MEXICO: The editor of a Mexico City newspaper received death threats after President Andrés Manuel López Obrador criticized its coverage. Juan Pardinas, editor for the Reforma newspaper, released a statement through Article 19, a freedom of the press organization. Pardinas said he had been a victim of harassment and death threats throughout the last week, after Reforma published an article revealing the address for the president’s current residence, which he says is “public domain.” AMLO harshly criticized the newspaper during a press conference last week, launching a social media reaction under the #NarcoReforma hashtag.. However, over the weekend, AMLO offered to give protection to Pardinas.
HONDURAS: In Tegucigalpa, a protest of 10,000 people against plans to privatize health and education services was met with tear gas fired by the Honduran National Police. Organizers including teacher unions and the Honduran Medical Association fear that mass layoffs and the inaccessibility to health services will result from such policy changes. Teachers and doctors lit torches and demanded that President Juan Orlando Hernández stepped down from his position.
PANAMA: Panama’s electoral court blocked the participation of jailed ex-President Ricardo Martinelli in the upcoming general election to be held on May 5. Martinelli, 67, established two candidacies: one for mayor of Panama City and another for a seat in the national legislation. Martinelli, imprisoned on charges of political espionage last June, claims he’s innocent. Over the weekend, Martinelli expressed his intentions to run for office in 2024.
TRINIDAD AND TOBAGO: At least 21 Venezuelan migrants remain missing after their boat capsized Tuesday en route to Trinidad and Tobago. The United Nations Refugee Agency confirmed that 25 Venezuelans original fled from Güiria on the boat, but only eight people have been rescued by national coast guard. Earlier in April, Prime Minister Dr. Keith Rowley said the twin-island nation would not open a refugee camps for Venezuelan despite their influx into Trinidad and Tobago.
VENEZUELA: On Friday, U.S. officials added Venezuela’s foreign minister and a judge who ruled against opposition leaders to a list of sanctioned government officials. The U.S. Treasury Department froze the assets of Foreign Minister Jorge Arreaza and Judge Carol Padilla, and prohibited American citizens and entities from dealing with them financially. White House National Security Advisor John Bolton said the individuals were sanctioned for being complicit in the “corruption and human rights abuses” of President Nicolás Maduro. Additionally, U.S. sanctions on Venezuelan oil also came into effect yesterday, meaning that Washington will now take action against any personal or legal entity that deals with state-owned Petróleos de Venezuela (PDVSA).
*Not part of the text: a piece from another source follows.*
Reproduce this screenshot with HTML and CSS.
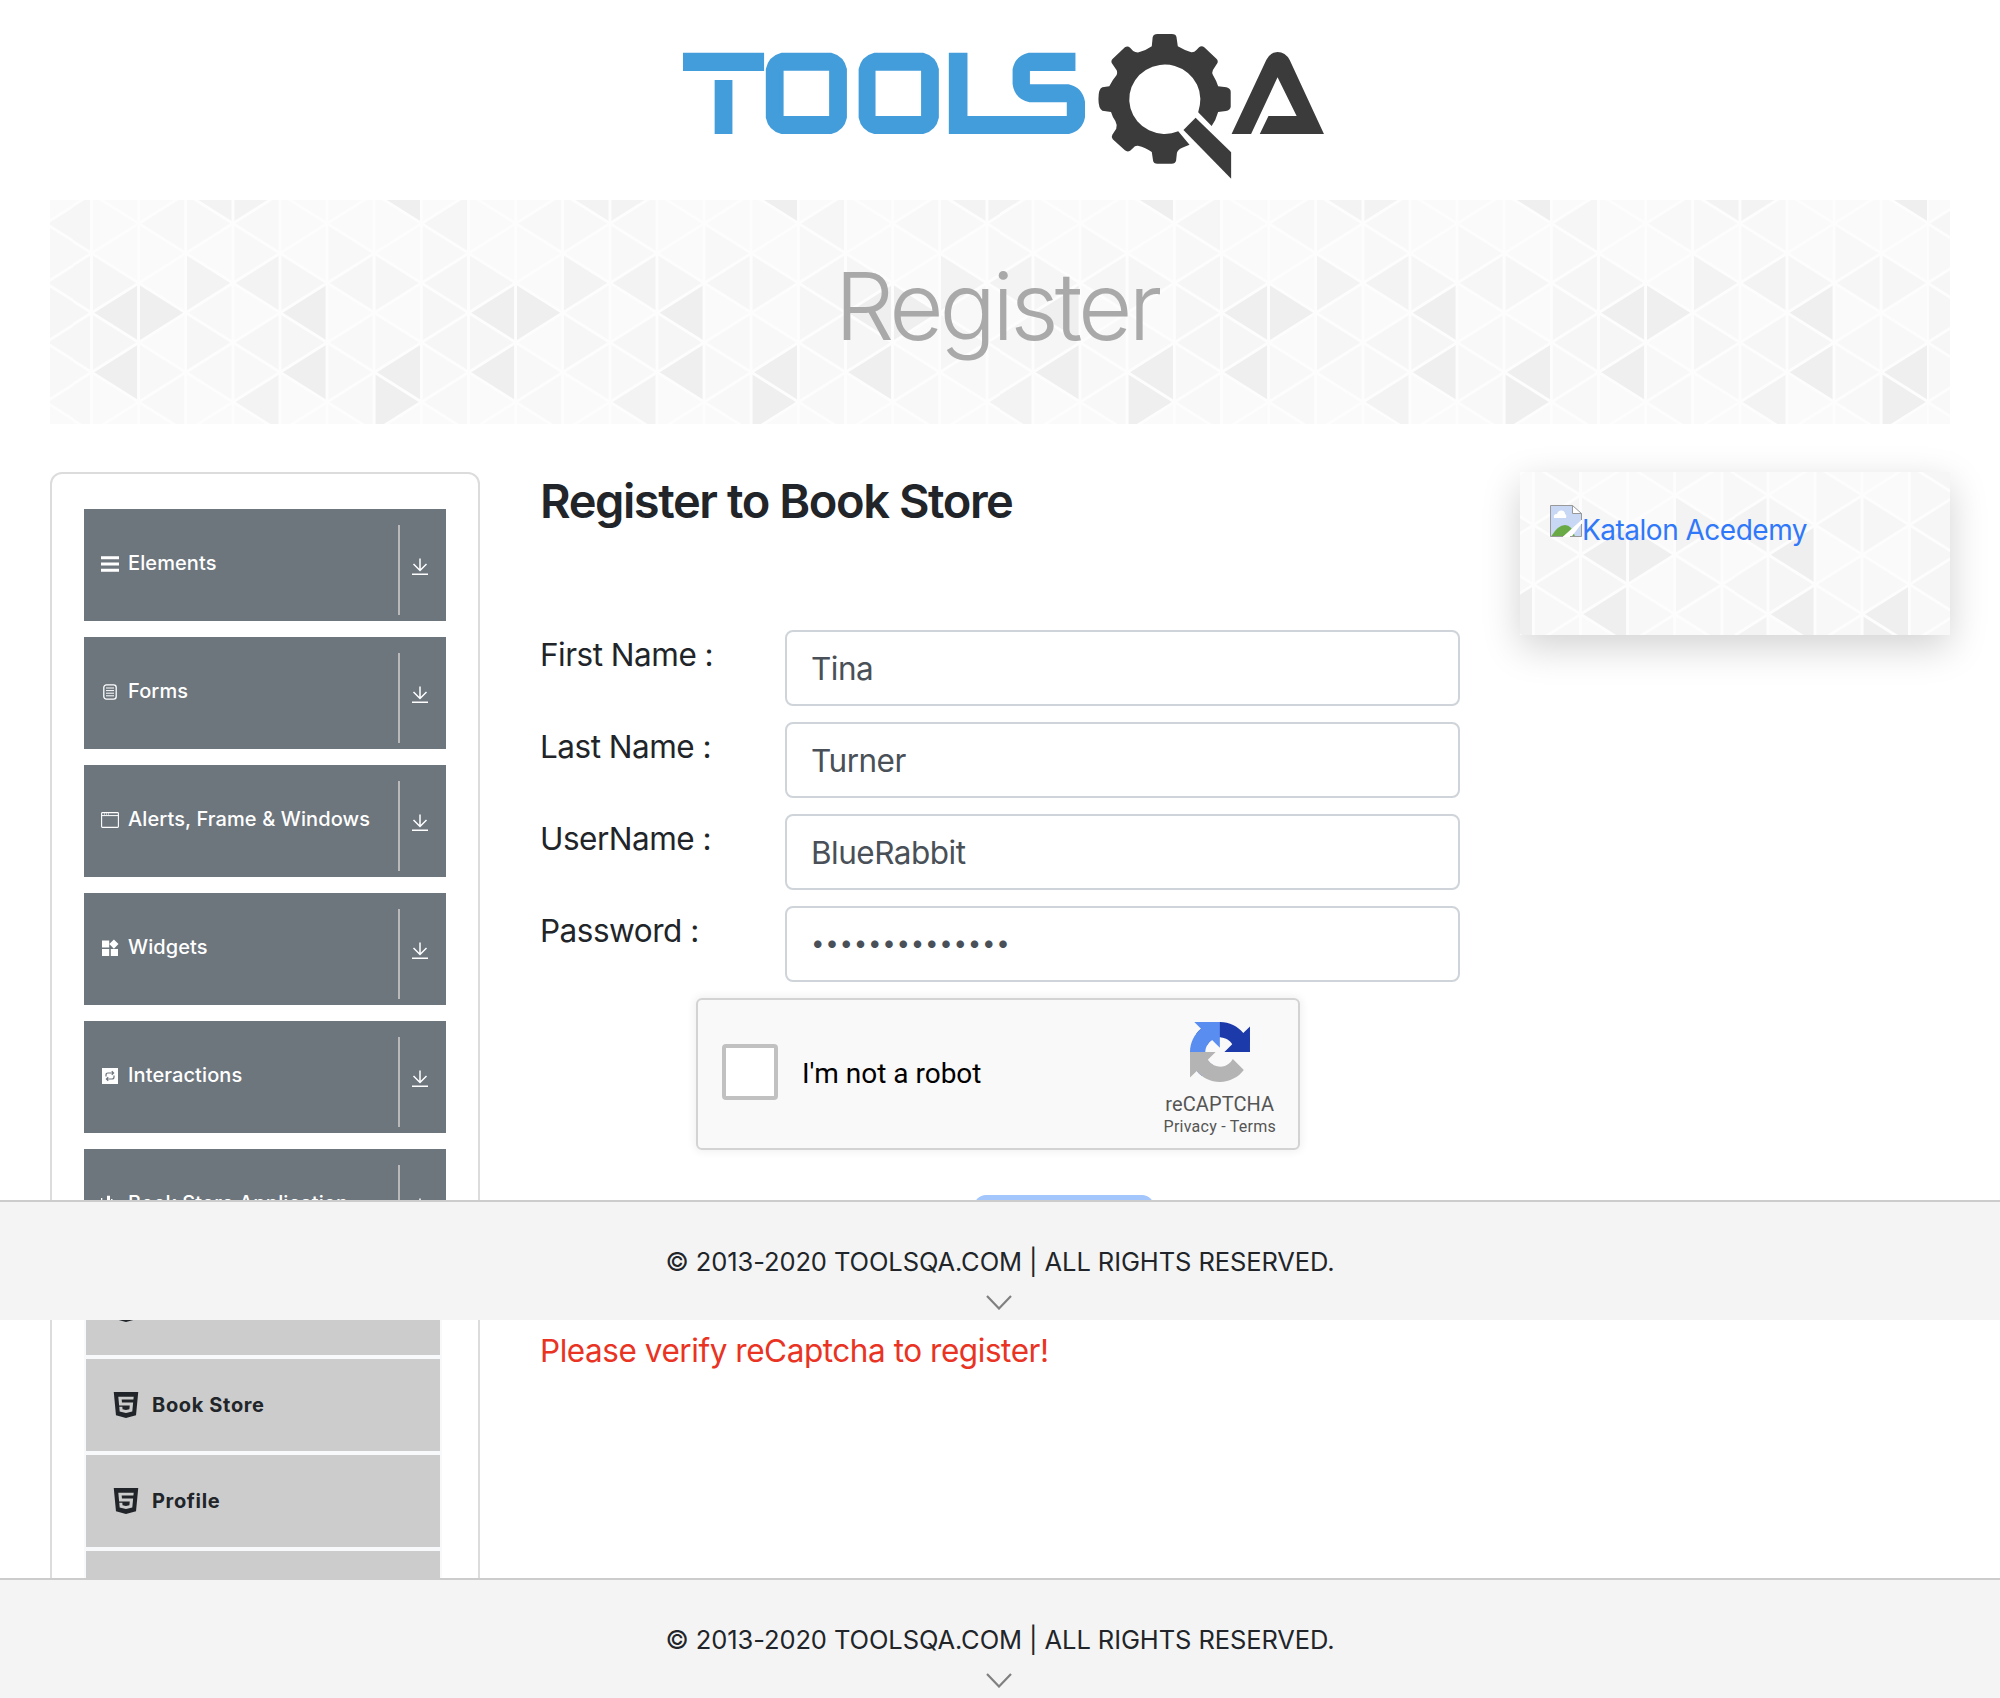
FILE: index.html
```html
<!DOCTYPE html>
<html lang="en">
<head>
<meta charset="utf-8">
<title>ToolsQA - Register</title>
<link rel="stylesheet" href="styles.css">
</head>
<body>
<svg class="defs" width="0" height="0" aria-hidden="true">
  <symbol id="download" viewBox="0 0 16 18"><path d="M8 .6v12M1.500 6l6.500 6.500L14.500 6M0 16.200h16" fill="none" stroke="currentColor" stroke-width="1.5"/></symbol>
  <symbol id="html5" viewBox="0 0 24 24" preserveAspectRatio="none"><path fill="currentColor" d="M1.5 0h21l-1.91 21.563L11.977 24l-8.564-2.438L1.5 0zm7.031 9.75l-.232-2.718 10.059.003.23-2.622L5.412 4.41l.698 8.01h9.126l-.326 3.426-2.91.804-2.955-.81-.188-2.11H6.248l.33 4.171L12 19.351l5.379-1.443.744-8.157H8.531z"/></symbol>
  <symbol id="chevron" viewBox="0 0 26 15"><path d="M1 1l12 12.5L25 1" fill="none" stroke="#808080" stroke-width="2.2"/></symbol>
</svg>

<div class="page">
  <header class="header">
    <svg class="logo" viewBox="0 0 1568 510" preserveAspectRatio="none" role="img" aria-label="TOOLSQA">
      <g fill="#449ddb" fill-rule="evenodd">
        <path d="M53 98H240V153H53ZM126 180H167V342H126Z"/>
        <path d="M280 98H395Q425 108 431 147V293Q425 332 395 342H280Q250 332 244 293V147Q250 108 280 98ZM285 152V288H390V152Z"/>
        <path d="M494 98H607Q637 108 643 147V293Q637 332 607 342H494Q464 332 458 293V147Q464 108 494 98ZM497 152V288H602V152Z"/>
        <path d="M666 98H709V288H938V247H852Q818 238 813 192V148Q819 107 850 98H958V153H853V193H942Q974 202 980 245V292Q974 333 943 342H666Z"/>
      </g>
      <g fill="#3b3b3b">
        <path d="M1134 79L1136 52Q1138 42 1147 42H1180Q1190 42 1191 52L1194 79Q1208 90 1225 97Q1232 98 1237 90L1243 82Q1249 76 1255 82L1283 116Q1288 122 1285 130L1275 150Q1272 158 1275 165Q1283 182 1287 199L1306 202Q1316 206 1316 215V260Q1315 270 1305 273L1287 276Q1282 300 1272 318L1241 277Q1246 255 1246 236A82 104 0 1 0 1195 334L1221 374L1207 382Q1195 388 1192 398L1190 422Q1188 431 1180 431H1147Q1138 431 1137 422L1134 396Q1120 382 1102 377Q1095 376 1091 384L1084 392Q1078 397 1072 391L1044 358Q1040 350 1043 344L1052 326Q1055 315 1050 303Q1043 290 1040 276L1020 272Q1011 266 1011 237Q1011 206 1020 202L1036 199Q1043 180 1053 165Q1056 155 1051 147L1042 130Q1039 122 1044 116L1072 82Q1078 76 1084 83L1091 93Q1097 98 1104 97Q1120 92 1134 79Z"/>
        <path d="M1235 293L1317 397V476L1207 330Z"/>
        <path d="M1318 342L1398 120Q1407 96 1424 96Q1442 96 1452 120L1531 342H1383L1403 288H1468L1424 172L1363 342Z"/>
      </g>
    </svg>
  </header>

  <div class="banner triangles"><h1>Register</h1></div>

  <div class="columns">
    <nav class="sidebar">
      <div class="group">
        <svg class="icon" viewBox="0 0 18 18"><path d="M0 2.7h18M0 9h18M0 15.3h18" stroke="currentColor" stroke-width="3"/></svg>
        <span class="name">Elements</span><i class="bar"></i><svg class="arrow"><use href="#download"/></svg>
      </div>
      <div class="group">
        <svg class="icon" viewBox="0 0 18 18" fill="none" stroke="currentColor"><rect x="2.8" y="1.9" width="12.4" height="14.2" rx="2.6" stroke-width="1.3"/><path d="M5 5h8M5 7.6h8M5 10.2h8M5 12.8h8" stroke-width="1"/></svg>
        <span class="name">Forms</span><i class="bar"></i><svg class="arrow"><use href="#download"/></svg>
      </div>
      <div class="group">
        <svg class="icon" viewBox="0 0 18 18" fill="none" stroke="currentColor"><rect x=".6" y="1.6" width="16.8" height="14.8" rx=".8" stroke-width="1.1"/><path d="M.6 4.6h16.8M3 3h1M5 3h1M7 3h1" stroke-width="1"/></svg>
        <span class="name">Alerts, Frame &amp; Windows</span><i class="bar"></i><svg class="arrow"><use href="#download"/></svg>
      </div>
      <div class="group">
        <svg class="icon" viewBox="0 0 18 18" fill="currentColor"><path d="M1 1.5h7.2v7H1zM1 10h7.2v7H1zM9.8 10H17v7H9.8zM12.9.6l4.6 4.5-4.6 4.6-4.6-4.6z"/></svg>
        <span class="name">Widgets</span><i class="bar"></i><svg class="arrow"><use href="#download"/></svg>
      </div>
      <div class="group">
        <svg class="icon" viewBox="0 0 18 18"><rect x="1" y="1" width="16" height="16" fill="currentColor"/><path d="M5 9.5V8q0-2 2-2h5M10.8 4.2L12.6 6l-1.8 1.8M13 8.5V10q0 2-2 2H6M7.2 10.2L5.400 12l1.800 1.800" fill="none" stroke="#6d757d" stroke-width="1.2"/></svg>
        <span class="name">Interactions</span><i class="bar"></i><svg class="arrow"><use href="#download"/></svg>
      </div>
      <div class="group">
        <svg class="icon" viewBox="0 0 18 18" fill="currentColor"><path d="M0 3h1.300v13H0zM6 .800h3v16H6zM10 4h1.500v12H10z"/></svg>
        <span class="name">Book Store Application</span><i class="bar"></i><svg class="arrow"><use href="#download"/></svg>
      </div>
      <ul class="links">
        <li><svg><use href="#html5"/></svg></li>
        <li><svg><use href="#html5"/></svg>Book Store</li>
        <li><svg><use href="#html5"/></svg>Profile</li>
        <li></li>
      </ul>
    </nav>

    <main class="main">
      <h2>Register to Book Store</h2>
      <div class="form">
        <div class="row"><label>First Name :</label><div class="field">Tina</div></div>
        <div class="row"><label>Last Name :</label><div class="field">Turner</div></div>
        <div class="row"><label>UserName :</label><div class="field">BlueRabbit</div></div>
        <div class="row"><label>Password :</label><div class="field dots">••••••••••••••</div></div>
      </div>
      <div class="captcha">
        <span class="check"></span>
        <span class="robot">I'm not a robot</span>
        <div class="brand">
          <svg viewBox="0 0 64 64">
            <path fill="#1c3aa9" d="M64 31.955l-.033-1.370V4.687l-7.160 7.160C50.948 4.674 42.033.093 32.050.093c-10.400 0-19.622 4.960-25.458 12.640l11.736 11.860a15.550 15.550 0 0 1 4.754-5.334c2.050-1.600 4.952-2.906 8.968-2.906.485 0 .860.057 1.135.163 4.976.393 9.288 3.140 11.828 7.124l-8.307 8.307L64 31.953"/>
            <path fill="#5a8df0" d="M31.862.094l-1.370.033H4.594l7.160 7.160C4.580 13.147 0 22.060 0 32.046c0 10.400 4.960 19.622 12.640 25.458l11.860-11.736a15.550 15.550 0 0 1-5.334-4.754c-1.600-2.050-2.906-4.952-2.906-8.968 0-.485.057-.860.163-1.135.393-4.976 3.140-9.288 7.124-11.828l8.307 8.307L31.860.095"/>
            <path fill="#b4b4b4" d="M.001 32.045l.033 1.370v25.898l7.160-7.160c5.860 7.173 14.774 11.754 24.760 11.754 10.400 0 19.622-4.960 25.458-12.640l-11.736-11.860a15.550 15.550 0 0 1-4.754 5.334c-2.050 1.600-4.952 2.906-8.968 2.906-.485 0-.860-.057-1.135-.163-4.976-.393-9.288-3.140-11.828-7.124l8.307-8.307c-10.522.040-22.400.066-27.295-.005"/>
          </svg>
          <span class="brand-name">reCAPTCHA</span>
          <span class="terms">Privacy - Terms</span>
        </div>
      </div>
      <div class="submit"></div>
      <p class="error">Please verify reCaptcha to register!</p>
    </main>

    <aside class="card triangles">
      <svg viewBox="0 0 32 32">
        <path d="M.5.500H22.500L31.500 8V31.500H.5Z" fill="#c8d7f4"/>
        <path d="M4 13q-1-4 3-4 1-4 5-3.500 3 .5 3 3.500 2 1 1 4z" fill="#fff"/>
        <path d="M1 31.500Q8 20 15 20t10 11.500z" fill="#6aaa46"/>
        <path d="M12 32.500L32 14.500V18L21 32.500Z" fill="#fff"/>
        <path d="M22.500.5V8.500H31.500Z" fill="#fff"/>
        <path d="M13 31.500H.5V.5H22.500L31.500 8.500V15M31.500 19V31.500H20M22.500.5V8.500H31.500" fill="none" stroke="#999"/>
      </svg>
      <a>Katalon Acedemy</a>
    </aside>
  </div>

  <footer class="footer footer-upper"><span>© 2013-2020 TOOLSQA.COM | ALL RIGHTS RESERVED.</span><svg><use href="#chevron"/></svg></footer>
  <footer class="footer footer-lower"><span>© 2013-2020 TOOLSQA.COM | ALL RIGHTS RESERVED.</span><svg><use href="#chevron"/></svg></footer>
</div>
</body>
</html>
```
FILE: styles.css
```css
* { box-sizing: border-box; }

body {
  margin: 0;
  background: #fff;
  color: #212529;
  font-family: Inter, "Liberation Sans", sans-serif;
}

.defs { position: absolute; }

.page {
  position: relative;
  width: 2000px;
  height: 1698px;
  padding: 0 50px;
  overflow: hidden;
}

.header {
  height: 200px;
  padding-top: 20px;
  text-align: center;
}

.logo {
  display: block;
  width: 680px;
  height: 170px;
  margin: 0 auto;
}

/* Triangle lattice tile, repeated from the centre of the box */
.triangles {
  background: #fafafa url("data:image/svg+xml,%3Csvg xmlns='http://www.w3.org/2000/svg' width='376.6' height='238' viewBox='57.6 9.2 1130 714' preserveAspectRatio='none'%3E%3Crect x='0' y='0' width='1300' height='800' fill='%23fafafa'/%3E%3Cg fill='%23efefef'%3E%3Cpath d='M158 368L300 279V457ZM158 547L300 457V636ZM300 279L440 368 300 457ZM722 368L862 279V457ZM722 547L862 457V636ZM1002 11L1145-78V100ZM1002 547L1145 457V636ZM1002 547L1145 636 1002 725Z'/%3E%3C/g%3E%3Cg fill='%23f3f3f3'%3E%3Cpath d='M440 190L582 279 440 368ZM582 279L722 190V368ZM582-78L722 11 582 100ZM440 11L582-78V100ZM582 636L722 547V725Z'/%3E%3C/g%3E%3Cg fill='%23f6f6f6'%3E%3Cpath d='M158 190L300 279 158 368ZM158 368L300 457 158 547ZM440 368L582 457 440 547ZM722 190L862 279 722 368ZM722 368L862 457 722 547ZM862 279L1002 190V368ZM1002 190L1145 279 1002 368ZM1145 279L1287 190V368ZM1145 279L1287 368 1145 457ZM15 279L158 368 15 457ZM15 279L158 190V368ZM15 100L158 11V190ZM1145 100L1287 11V190ZM15 457L158 368V547ZM1145 457L1287 368V547ZM582 457L722 368V547Z'/%3E%3C/g%3E%3Cg fill='%23f8f8f8'%3E%3Cpath d='M300 100L440 11V190ZM440 368L582 279V457ZM440 547L582 457V636ZM440 11L582 100 440 190ZM582 100L722 11V190ZM582 457L722 547 582 636ZM862 457L1002 368V547ZM862 636L1002 547V725ZM862 100L1002 190 862 279ZM862 457L1002 547 862 636ZM1145 457L1287 547 1145 636ZM15 457L158 547 15 636ZM1145 100L1287 190 1145 279ZM15 100L158 190 15 279ZM1145 636L1287 547V725ZM15 636L158 547V725ZM300 636L440 547V725ZM300 457L440 547 300 636ZM582 100L722 190 582 279ZM1002 368L1145 457 1002 547Z'/%3E%3C/g%3E%3Cg fill='none' stroke='%23fdfdfd'%3E%3Cpath stroke-width='9' d='M158 0V800M299 0V800M440 0V800M582 0V800M723 0V800M864 0V800M1005 0V800M1147 0V800'/%3E%3Cpath stroke-width='9' d='M17-791.8l1271 803.250M17-613.300l1271 803.250M17-434.800l1271 803.250M17-256.300l1271 803.250M17-77.800l1271 803.250M17 100.700l1271 803.250M17 279.200l1271 803.250M17 457.700l1271 803.250M17 636.200l1271 803.250M17 100.700l1271-803.250M17 279.200l1271-803.250M17 457.700l1271-803.250M17 636.200l1271-803.250M17 814.700l1271-803.250M17 993.200l1271-803.250M17 1171.700l1271-803.250M17 1350.200l1271-803.250M17 1528.700l1271-803.250'/%3E%3C/g%3E%3C/svg%3E") center / 376.6px 238px;
}

.banner {
  display: flex;
  align-items: center;
  justify-content: center;
  height: 224px;
  padding: 0 7px 12px 0;
}

.banner h1 {
  margin: 0;
  color: #a9a9a9;
  font-size: 94px;
  font-weight: 340;
  line-height: 1.2;
  letter-spacing: -4px;
}

.columns {
  display: grid;
  grid-template-columns: 430px 920px 430px;
  column-gap: 60px;
  align-items: start;
  margin-top: 48px;
}

.sidebar {
  height: 1300px;
  padding: 35px 32px 0;
  border: 2px solid #dcdcdc;
  border-radius: 12px;
}

.group {
  display: flex;
  align-items: center;
  height: 112px;
  margin-bottom: 16px;
  padding: 0 18px 5px 17px;
  background: #6d757d;
  color: #fff;
}

.group .icon {
  width: 18px;
  height: 18px;
  margin: 2px 9px 0 0;
}

.name {
  flex: 1;
  font-size: 20px;
  font-weight: 500;
  line-height: 30px;
  letter-spacing: 0.1px;
  white-space: nowrap;
}

.bar {
  width: 2px;
  height: 90px;
  margin: 15px 12px 0 0;
  background: #b9b9b9;
}

.arrow {
  width: 16px;
  height: 18px;
  margin-top: 8px;
}

.links {
  width: 358px;
  margin: -16px 0 0;
  padding: 2px 2px 0;
  background: #f8f9fa;
  list-style: none;
}

.links li {
  display: flex;
  align-items: center;
  height: 92px;
  margin-bottom: 4px;
  padding-left: 26px;
  background: #ccc;
  font-size: 20px;
  font-weight: 700;
  letter-spacing: 0.65px;
}

.links svg {
  width: 28px;
  height: 26px;
  margin-right: 12px;
}

.main h2 {
  margin: 0 0 100px;
  font-size: 47px;
  font-weight: 600;
  line-height: 58px;
  letter-spacing: -1.43px;
}

.form {
  display: grid;
  gap: 16px;
}

.row {
  display: grid;
  grid-template-columns: 245px 675px;
  font-size: 31.5px;
  line-height: 50px;
  letter-spacing: -0.5px;
}

.field {
  height: 76px;
  padding: 12px 24px;
  border: 2px solid #ced4da;
  border-radius: 8px;
  color: #495057;
}

.dots {
  font-size: 24px;
  line-height: 45px;
  letter-spacing: 0.75px;
}

.captcha {
  display: flex;
  width: 604px;
  height: 152px;
  margin: 16px 0 0 156px;
  padding: 0 22px 0 24px;
  align-items: center;
  border: 2px solid #d3d3d3;
  border-radius: 6px;
  background: #f9f9f9;
  box-shadow: 0 0 8px 2px rgba(0, 0, 0, 0.06);
  font-family: Roboto, sans-serif;
}

.check {
  width: 56px;
  height: 56px;
  margin-right: 24px;
  margin-bottom: 4px;
  border: 4px solid #c1c1c1;
  border-radius: 4px;
  background: #fff;
}

.robot {
  flex: 1;
  color: #000;
  font-size: 28px;
  line-height: 34px;
}

.brand {
  display: flex;
  flex-direction: column;
  align-items: center;
  padding-top: 12px;
  color: #555;
}

.brand svg {
  width: 60px;
  height: 60px;
  margin-bottom: 10px;
}

.brand-name {
  font-size: 20px;
  line-height: 24px;
  letter-spacing: 0.1px;
}

.terms {
  font-size: 16px;
  line-height: 22px;
  letter-spacing: 0.25px;
}

.submit {
  width: 180px;
  height: 76px;
  margin: 45px 0 56px 434px;
  border-radius: 12px;
  background: #a3c6fc;
}

.error {
  margin: 0;
  color: #e93323;
  font-size: 31.5px;
  line-height: 48px;
  letter-spacing: -0.45px;
}

.card {
  display: flex;
  height: 163px;
  padding: 33px 0 0 30px;
  box-shadow: 0 12px 36px rgba(0, 0, 0, 0.18);
}

.card svg {
  width: 32px;
  height: 32px;
}

.card a {
  margin-top: 4px;
  color: #3078fa;
  font-size: 28px;
  line-height: 42px;
  letter-spacing: -0.5px;
}

.footer {
  position: absolute;
  left: 0;
  display: flex;
  flex-direction: column;
  align-items: center;
  width: 100%;
  height: 120px;
  padding-top: 40px;
  border-top: 2px solid #ccc;
  background: #f4f4f4;
  font-size: 25.5px;
  line-height: 40px;
  letter-spacing: -0.09px;
  white-space: nowrap;
}

.footer-upper { top: 1200px; }
.footer-lower { top: 1578px; }

.footer svg {
  width: 26px;
  height: 15px;
  margin: 13px 2px 0 0;
}
```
CHILE: Over the weekend, a footprint discovered in southern Chile was confirmed to be the oldest ever found in the Americas. The 15,600-year-old footprint was discovered in 2010 by a group of student researchers from Universidad Austral of Chile in Pilauco, a community in the south of the country. A paleontologist for the university who oversaw studies, Karen Moreno, said that the footprint was the earliest evidence of humans in the hemisphere.
CHILE: Last Thursday, President Sebastián Piñera said he intends to draw Chinese investment to the country at a global investment forum hosted by Chinese President Xi Jinping in Beijing. The Chilean president made clear that he seeks to “transform Chile into a business center for Chinese companies.” The president’s visit to the country’s largest trading partner came just weeks after U.S. Secretary of State Mike Pompeo visited Chile and dubbed China’s intentions in Latin America as “nefarious.” President Piñera was the only Latin American head of state to be invited to the Second Belt and Road Initiative Forum in China.